A: Silicon is an indirect bandgap material, making it roughly a million times less efficient at emitting light than III-V materials; it simply cannot provide the power levels needed for data centers.
Q2: What is the main advantage of co-packaged optics?
A: It places the photonics inside the same package as the GPU or switch chip, eliminating the long copper traces that cause massive signal loss and high power consumption.
Q3: How does optical switching improve data center reliability?
A: In a cluster of a million processors, units fail every day. Optical switches allow the system to electronically reroute data to a backup processor instantly, without needing a technician to physically swap a card.
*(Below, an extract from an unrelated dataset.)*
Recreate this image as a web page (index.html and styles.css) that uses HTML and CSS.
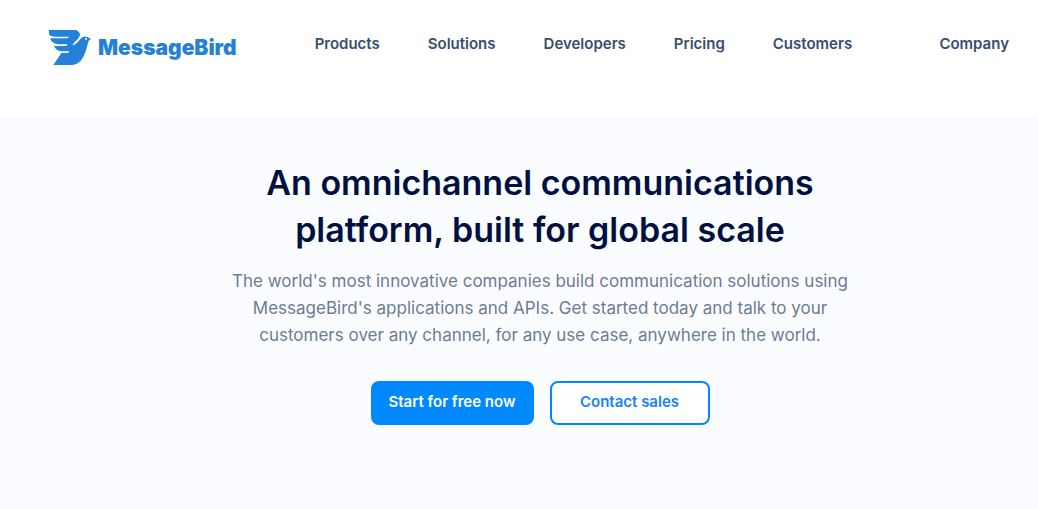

Q4: Can these integrated lasers survive high temperatures?
A: Yes, by using silicon’s high thermal conductivity and advanced heat-sinking, these heterogeneous lasers can operate at temperatures as high as 150°C to 185°C.
Q5: What is a soliton in the context of frequency combs?
A: A soliton is a stable optical pulse that maintains its shape because the material’s nonlinearity perfectly balances its natural dispersion. In photonics, a train of these solitons creates a “comb” of perfectly spaced frequencies.
Q6: Why is 300mm wafer scale testing a “revolution”?
A: Traditional photonics required hours to test a single device. Silicon photonics allows an entire wafer to be characterized in a single shift, identifying good die before the expensive packaging process begins.
Q7: Will photonics ever replace electronic processors entirely?
A: Unlikely. Electronics are superior for general-purpose logic and memory, while photonics is unbeatable for interconnects and specific math tasks like vector-matrix multiplication. The future is a hybrid of both.